_GIVEN EXERCISE_
Please print exactly the lines below, from the start of the material up to and including the line with "100 60 C100", but none of the pictures.

_DATA EXTRACT_
..............................
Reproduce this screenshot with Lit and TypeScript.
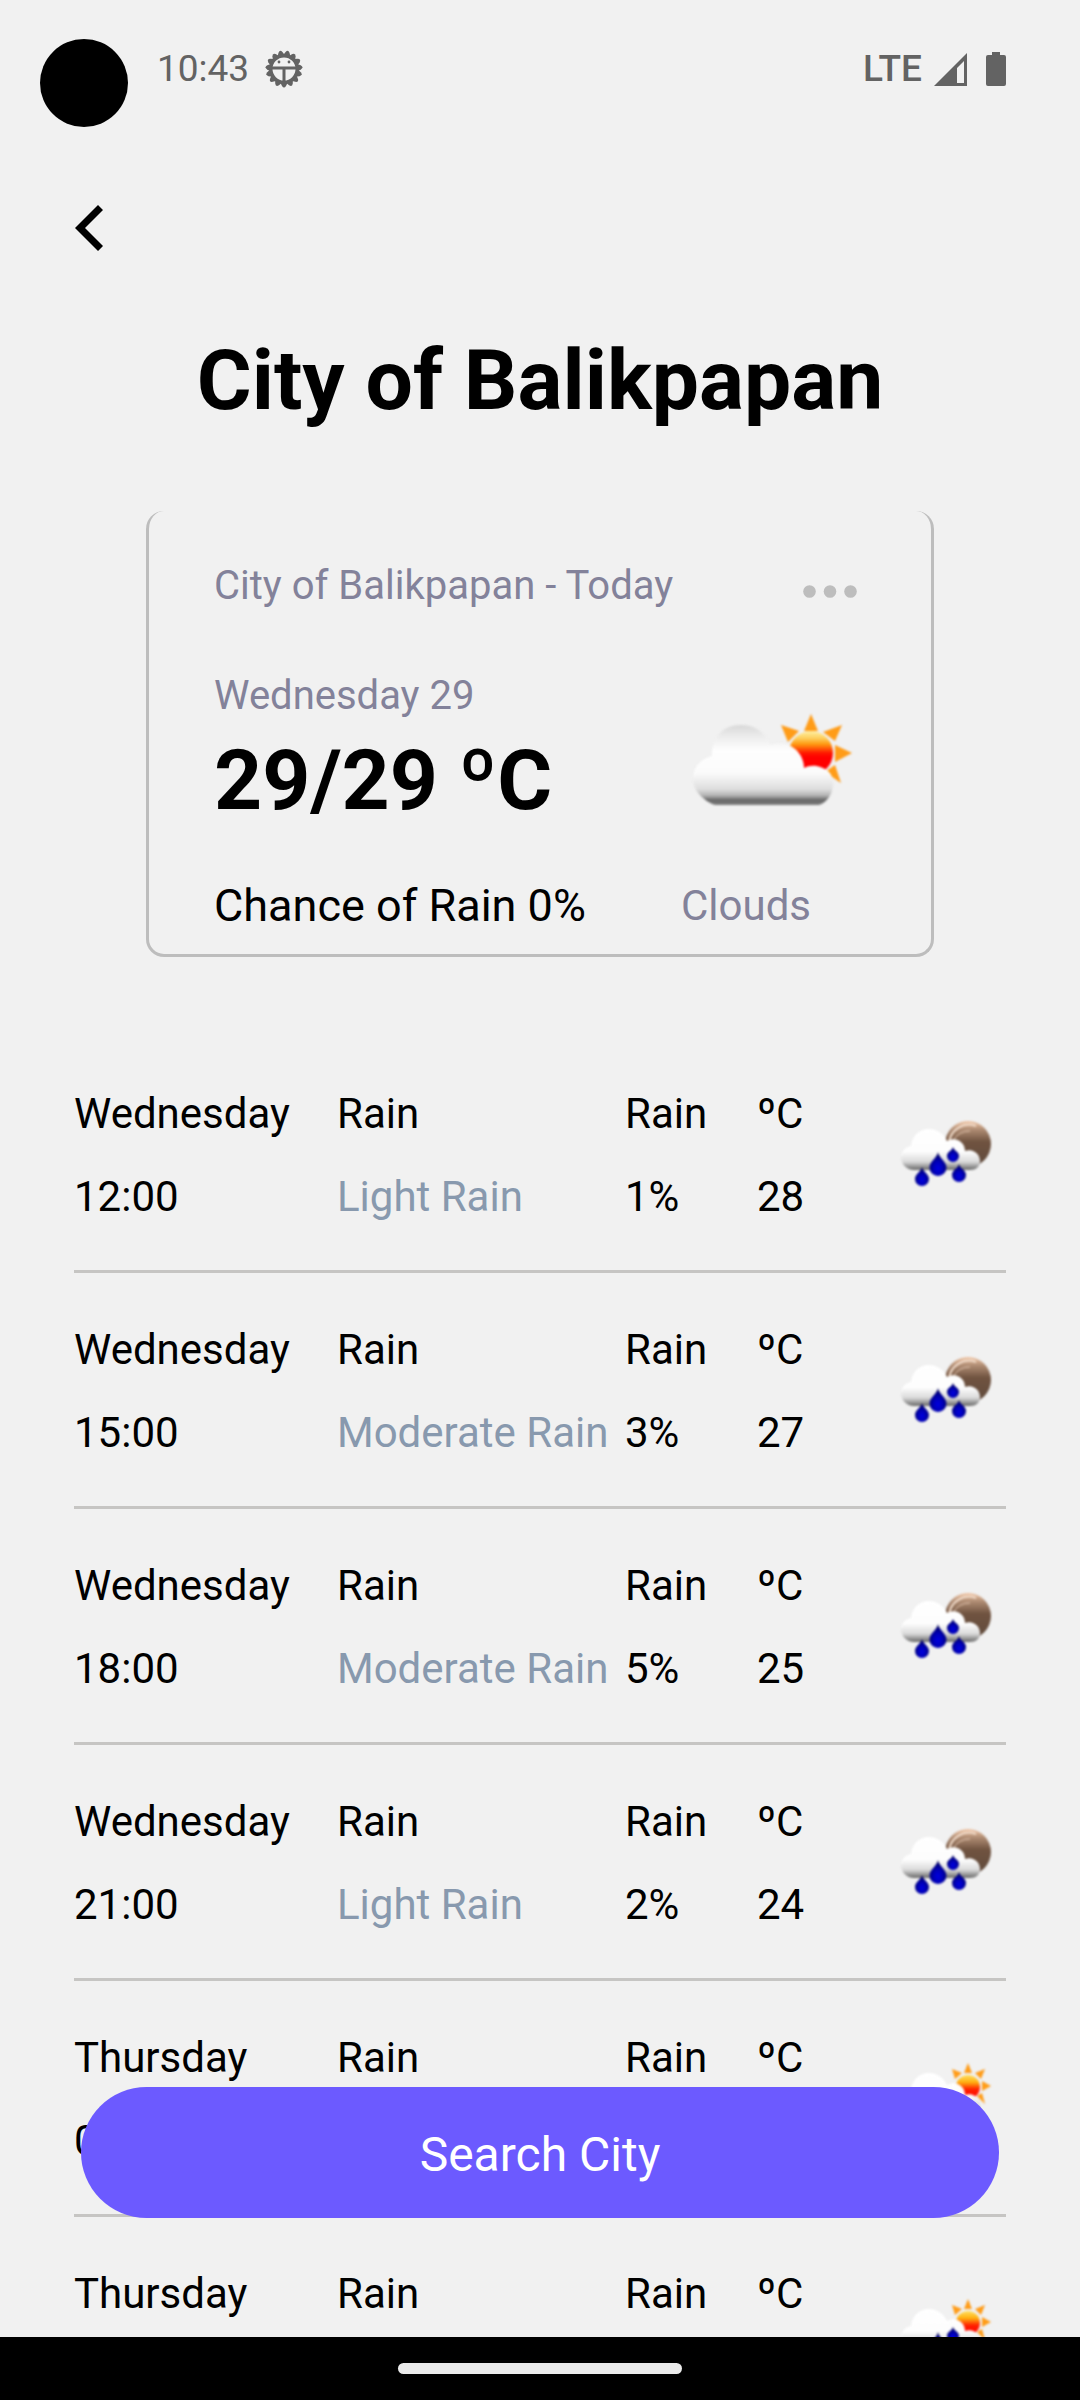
import { LitElement, html, css, svg } from "lit";
import { customElement, property } from "lit/decorators.js";

type IconKind = "sun-cloud" | "moon-rain" | "sun-rain";

interface Slot {
  day: string;
  time: string;
  sky: string;
  detail: string;
  chance: string;
  degrees: string;
  icon: IconKind;
}

const slots: Slot[] = [
  { day: "Wednesday", time: "12:00", sky: "Rain", detail: "Light Rain", chance: "1%", degrees: "28", icon: "moon-rain" },
  { day: "Wednesday", time: "15:00", sky: "Rain", detail: "Moderate Rain", chance: "3%", degrees: "27", icon: "moon-rain" },
  { day: "Wednesday", time: "18:00", sky: "Rain", detail: "Moderate Rain", chance: "5%", degrees: "25", icon: "moon-rain" },
  { day: "Wednesday", time: "21:00", sky: "Rain", detail: "Light Rain", chance: "2%", degrees: "24", icon: "moon-rain" },
  { day: "Thursday", time: "00:00", sky: "Rain", detail: "Light Rain", chance: "2%", degrees: "25", icon: "sun-rain" },
  { day: "Thursday", time: "03:00", sky: "Rain", detail: "Light Rain", chance: "2%", degrees: "27", icon: "sun-rain" },
];

const rainCloud = "M33 69 C25 68 21 62 21 56 C21 50 26 46 31 45 C32 35 39 28 49 28 C58 28 64 34 67 40 C76 35 85 41 85 50 C93 47 100 53 100 60 C100 66 96 69 90 69 Z";

const drop = (x: number, y: number, w: number, h: number) => {
  const r = w / 2;
  const cy = y + h - r;
  return svg`<path fill="url(#drop)" d="M${x} ${y} C${x + 1} ${y + h * 0.25} ${x + r} ${cy - r * 0.7} ${x + r} ${cy} A${r} ${r} 0 0 1 ${x - r} ${cy} C${x - r} ${cy - r * 0.7} ${x - 1} ${y + h * 0.25} ${x} ${y}Z"/>`;
};

@customElement("weather-icon")
export class WeatherIcon extends LitElement {
  @property() kind: IconKind = "moon-rain";

  static styles = css`
    :host { display: block; }
    .picture { display: block; filter: blur(1px); }
  `;

  private sunCloud() {
    return html`
      <svg class="picture" width="180" height="120" viewBox="0 0 180 120" role="img" aria-label="Partly cloudy">
        <defs>
          <linearGradient id="sun" x1="0" y1="0" x2="0" y2="1">
            <stop offset="0" stop-color="#fff0a0"/>
            <stop offset="0.16" stop-color="#fdd060"/>
            <stop offset="0.3" stop-color="#ff9a10"/>
            <stop offset="0.5" stop-color="#ff1800"/>
            <stop offset="0.6" stop-color="#f00"/>
          </linearGradient>
          <linearGradient id="cloud" gradientUnits="userSpaceOnUse" x1="0" y1="24" x2="0" y2="104">
            <stop offset="0" stop-color="#d8d8d8"/>
            <stop offset="0.14" stop-color="#ececec"/>
            <stop offset="0.32" stop-color="#fefefe"/>
            <stop offset="0.6" stop-color="#fbfbfb"/>
            <stop offset="0.8" stop-color="#dedede"/>
            <stop offset="0.88" stop-color="#b4b4b4"/>
            <stop offset="0.94" stop-color="#666"/>
            <stop offset="1" stop-color="#808080"/>
          </linearGradient>
        </defs>
        <g fill="#ff9c18">
          <path d="M130 13 L137 30 H123Z"/>
          <path d="M161 24 L154 40 L142 31Z"/>
          <path d="M171 52 L154 61 V44Z"/>
          <path d="M160 82 L144 71 L154 64Z"/>
          <path d="M100 24 L118 30 L107 41Z"/>
        </g>
        <circle cx="130" cy="52" r="22" fill="url(#sun)"/>
        <path fill="url(#cloud)" d="M34 104 C27 102 12 92 12 78 C12 66 20 58 31 55 C31 36 42 24 60 24 C75 24 84 32 89 44 C99 41 107 42 114 48 C120 53 123 60 123 67 C132 62 142 66 147 70 C151 74 153 79 152 85 C151 94 145 102 138 104 Z"/>
      </svg>`;
  }

  private rain(night: boolean) {
    const sky = night
      ? svg`
        <circle cx="88" cy="43" r="23" fill="url(#moon)"/>
        <path d="M69 42 A20 20 0 0 1 96 25" fill="none" stroke="#f1dccb" stroke-width="2"/>
        <path d="M73 40 A18 18 0 0 1 90 30" fill="none" stroke="#e0c3ad" stroke-width="1"/>`
      : svg`
        <g fill="#ff9c18">
          <path d="M88 18 L92 28 H84Z"/>
          <path d="M105 24 L101 34 L95 28Z"/>
          <path d="M111 41 L102 46 V36Z"/>
          <path d="M105 59 L97 51 L102 48Z"/>
          <path d="M72 24 L82 28 L75 34Z"/>
        </g>
        <circle cx="88" cy="42" r="12" fill="url(#sun)"/>`;
    return html`
      <svg class="picture" width="126" height="110" viewBox="0 0 126 110" role="img" aria-label="Rain">
        <defs>
          <linearGradient id="moon" x1="0" y1="0" x2="0" y2="1">
            <stop offset="0" stop-color="#f3c8a8"/>
            <stop offset="0.18" stop-color="#b08d74"/>
            <stop offset="0.45" stop-color="#705340"/>
            <stop offset="1" stop-color="#5f4a3c"/>
          </linearGradient>
          <linearGradient id="sun" x1="0" y1="0" x2="0" y2="1">
            <stop offset="0" stop-color="#ffe060"/>
            <stop offset="0.3" stop-color="#ffb010"/>
            <stop offset="0.6" stop-color="#ff2000"/>
            <stop offset="1" stop-color="#f00"/>
          </linearGradient>
          <linearGradient id="cloud" gradientUnits="userSpaceOnUse" x1="0" y1="28" x2="0" y2="69">
            <stop offset="0" stop-color="#fff"/>
            <stop offset="0.55" stop-color="#fdfdfd"/>
            <stop offset="0.8" stop-color="#dadada"/>
            <stop offset="0.94" stop-color="#8a8a8a"/>
            <stop offset="1" stop-color="#6a6a6a"/>
          </linearGradient>
          <radialGradient id="drop" cx="0.5" cy="0.68" r="0.6">
            <stop offset="0" stop-color="#0000e0"/>
            <stop offset="0.5" stop-color="#0000b4"/>
            <stop offset="1" stop-color="#00005a"/>
          </radialGradient>
        </defs>
        ${sky}
        <path fill="url(#cloud)" d=${rainCloud}/>
        ${drop(58, 51, 17, 24)} ${drop(73, 46, 12, 15)} ${drop(42, 66, 14, 19)} ${drop(79, 63, 14, 18)}
      </svg>`;
  }

  render() {
    return this.kind === "sun-cloud" ? this.sunCloud() : this.rain(this.kind === "moon-rain");
  }
}

@customElement("status-bar")
export class StatusBar extends LitElement {
  static styles = css`
    :host {
      position: relative;
      display: flex;
      align-items: center;
      justify-content: space-between;
      height: 138px;
      padding: 0 74px 0 157px;
      color: #636363;
      font-size: 37px;
      line-height: 48px;
    }
    .camera {
      position: absolute;
      left: 40px;
      top: 39px;
      width: 88px;
      height: 88px;
      border-radius: 50%;
      background: #000;
    }
    .group { display: flex; align-items: center; }
    .left { gap: 16px; }
    .right { gap: 12px; }
    .network { font-weight: 500; }
    .battery { margin-left: 7px; }
    svg { display: block; }
  `;

  render() {
    const teeth = Array.from({ length: 15 }, (_, i) => i * 24);
    return html`
      <div class="camera"></div>
      <div class="group left">
        <span>10:43</span>
        <svg width="38" height="38" viewBox="-19 -19 38 38" aria-hidden="true">
          <g fill="#636363">
            ${teeth.map((a) => svg`<path transform="rotate(${a})" d="M-4 13 L-2 17 Q0 20 2 17 L4 13Z"/>`)}
          </g>
          <circle r="13" fill="none" stroke="#636363" stroke-width="3"/>
          <path d="M-13 -1 H13 M0 -1 V13" stroke="#636363" stroke-width="3"/>
          <circle cx="-5" cy="-7" r="1.4" fill="#636363"/>
          <circle cx="5" cy="-7" r="1.4" fill="#636363"/>
        </svg>
      </div>
      <div class="group right">
        <span class="network">LTE</span>
        <svg width="33" height="33" viewBox="0 0 33 33" aria-hidden="true">
          <path fill="#636363" fill-rule="evenodd" d="M33 0 V33 H0Z M30 8 L23 15 V30 H30Z"/>
        </svg>
        <svg class="battery" width="20" height="34" viewBox="0 0 20 34" aria-hidden="true">
          <path fill="#636363" d="M6 0 H14 V3 H18 Q20 3 20 5 V32 Q20 34 18 34 H2 Q0 34 0 32 V5 Q0 3 2 3 H6Z"/>
        </svg>
      </div>`;
  }
}

@customElement("today-card")
export class TodayCard extends LitElement {
  static styles = css`
    :host {
      display: block;
      margin: 80px 146px 0;
      padding: 51px 70px 24px 65px;
      border: 3px solid #bdbdbd;
      border-top: 0;
      border-radius: 18px;
      color: #83829a;
      font-size: 40px;
      line-height: 48px;
    }
    .heading, .body, .foot { display: grid; grid-template-columns: minmax(0, 1fr) 180px; }
    .heading { grid-template-columns: minmax(0, 1fr) auto; }
    .place, .date, .temperature, .chance, .summary { margin: 0; }
    .place { font-size: 40px; font-weight: 400; }
    .more {
      display: flex;
      align-items: center;
      padding: 10px 4px 0 0;
      border: 0;
      background: none;
    }
    .body { margin-top: 62px; align-items: end; }
    .temperature {
      margin-top: 11px;
      color: #000;
      font-size: 84px;
      font-weight: 700;
      line-height: 100px;
    }
    .icon { padding-bottom: 10px; }
    .foot { margin-top: 51px; align-items: end; }
    .chance { color: #000; font-size: 45px; }
    .summary { font-size: 42px; }
  `;

  render() {
    return html`
      <div class="heading">
        <h2 class="place">City of Balikpapan - Today</h2>
        <button class="more" aria-label="More">
          <svg width="54" height="13" viewBox="0 0 54 13" fill="#bdbdbd" aria-hidden="true">
            <circle cx="6.5" cy="6.5" r="6.3"/><circle cx="27" cy="6.5" r="6.3"/><circle cx="47.5" cy="6.5" r="6.3"/>
          </svg>
        </button>
      </div>
      <div class="body">
        <div>
          <p class="date">Wednesday 29</p>
          <p class="temperature">29/29 ºC</p>
        </div>
        <weather-icon class="icon" kind="sun-cloud"></weather-icon>
      </div>
      <div class="foot">
        <p class="chance">Chance of Rain 0%</p>
        <p class="summary">Clouds</p>
      </div>`;
  }
}

@customElement("forecast-list")
export class ForecastList extends LitElement {
  static styles = css`
    :host { display: block; margin: 80px 74px 0; }
    .rows { margin: 0; padding: 0; list-style: none; }
    .row {
      display: grid;
      grid-template-columns: 263fr 288fr 132fr 123fr 126px;
      align-items: center;
      padding: 53px 0 49px;
      border-bottom: 3px solid #c6c5c3;
      color: #000;
      font-size: 42px;
      line-height: 48px;
    }
    .cell { display: grid; gap: 35px; min-width: 0; white-space: nowrap; }
    .detail { color: #8899ae; }
  `;

  render() {
    return html`
      <ul class="rows">
        ${slots.map((s) => html`
          <li class="row">
            <div class="cell"><span>${s.day}</span><span>${s.time}</span></div>
            <div class="cell"><span>${s.sky}</span><span class="detail">${s.detail}</span></div>
            <div class="cell"><span>Rain</span><span>${s.chance}</span></div>
            <div class="cell"><span>ºC</span><span>${s.degrees}</span></div>
            <weather-icon .kind=${s.icon}></weather-icon>
          </li>`)}
      </ul>`;
  }
}

@customElement("app-root")
export class AppRoot extends LitElement {
  static styles = css`
    :host {
      position: relative;
      display: flex;
      flex-direction: column;
      height: 100vh;
      background: #f1f1f1;
      color: #000;
      font-family: Roboto, "Liberation Sans", sans-serif;
    }
    .content {
      flex: 1;
      min-height: 0;
      overflow-y: auto;
      scrollbar-width: none;
    }
    .header { padding: 67px 74px 0; }
    .back { display: block; padding: 0; border: 0; background: none; }
    .back svg { display: block; }
    .title {
      margin: 80px 0 0;
      font-size: 84px;
      font-weight: 700;
      line-height: 100px;
      text-align: center;
    }
    .search {
      position: absolute;
      left: 81px;
      right: 81px;
      bottom: 182px;
      height: 131px;
      padding: 4px 0 0;
      border: 0;
      border-radius: 66px;
      background: #6c5aff;
      color: #fff;
      font: 400 48px/56px Roboto, "Liberation Sans", sans-serif;
    }
    .navigation {
      display: flex;
      flex: none;
      align-items: center;
      justify-content: center;
      height: 63px;
      background: #000;
    }
    .handle { width: 284px; height: 11px; border-radius: 6px; background: #ebebeb; }
  `;

  render() {
    return html`
      <status-bar></status-bar>
      <main class="content">
        <header class="header">
          <button class="back" aria-label="Back">
            <svg width="30" height="46" viewBox="0 0 30 46" aria-hidden="true">
              <path fill="#000" d="M24 0 L29 5 L11 23 L29 41 L24 46 L1 23Z"/>
            </svg>
          </button>
          <h1 class="title">City of Balikpapan</h1>
        </header>
        <today-card></today-card>
        <forecast-list></forecast-list>
      </main>
      <button class="search">Search City</button>
      <footer class="navigation"><div class="handle"></div></footer>`;
  }
}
..............................
_THE RESULT_
Reproduce this screenshot with Lit and TypeScript.
import { LitElement, html, css, svg } from "lit";
import { customElement, property } from "lit/decorators.js";

type IconKind = "sun-cloud" | "moon-rain" | "sun-rain";

interface Slot {
  day: string;
  time: string;
  sky: string;
  detail: string;
  chance: string;
  degrees: string;
  icon: IconKind;
}

const slots: Slot[] = [
  { day: "Wednesday", time: "12:00", sky: "Rain", detail: "Light Rain", chance: "1%", degrees: "28", icon: "moon-rain" },
  { day: "Wednesday", time: "15:00", sky: "Rain", detail: "Moderate Rain", chance: "3%", degrees: "27", icon: "moon-rain" },
  { day: "Wednesday", time: "18:00", sky: "Rain", detail: "Moderate Rain", chance: "5%", degrees: "25", icon: "moon-rain" },
  { day: "Wednesday", time: "21:00", sky: "Rain", detail: "Light Rain", chance: "2%", degrees: "24", icon: "moon-rain" },
  { day: "Thursday", time: "00:00", sky: "Rain", detail: "Light Rain", chance: "2%", degrees: "25", icon: "sun-rain" },
  { day: "Thursday", time: "03:00", sky: "Rain", detail: "Light Rain", chance: "2%", degrees: "27", icon: "sun-rain" },
];

const rainCloud = "M33 69 C25 68 21 62 21 56 C21 50 26 46 31 45 C32 35 39 28 49 28 C58 28 64 34 67 40 C76 35 85 41 85 50 C93 47 100 53 100 60 C100 66 96 69 90 69 Z";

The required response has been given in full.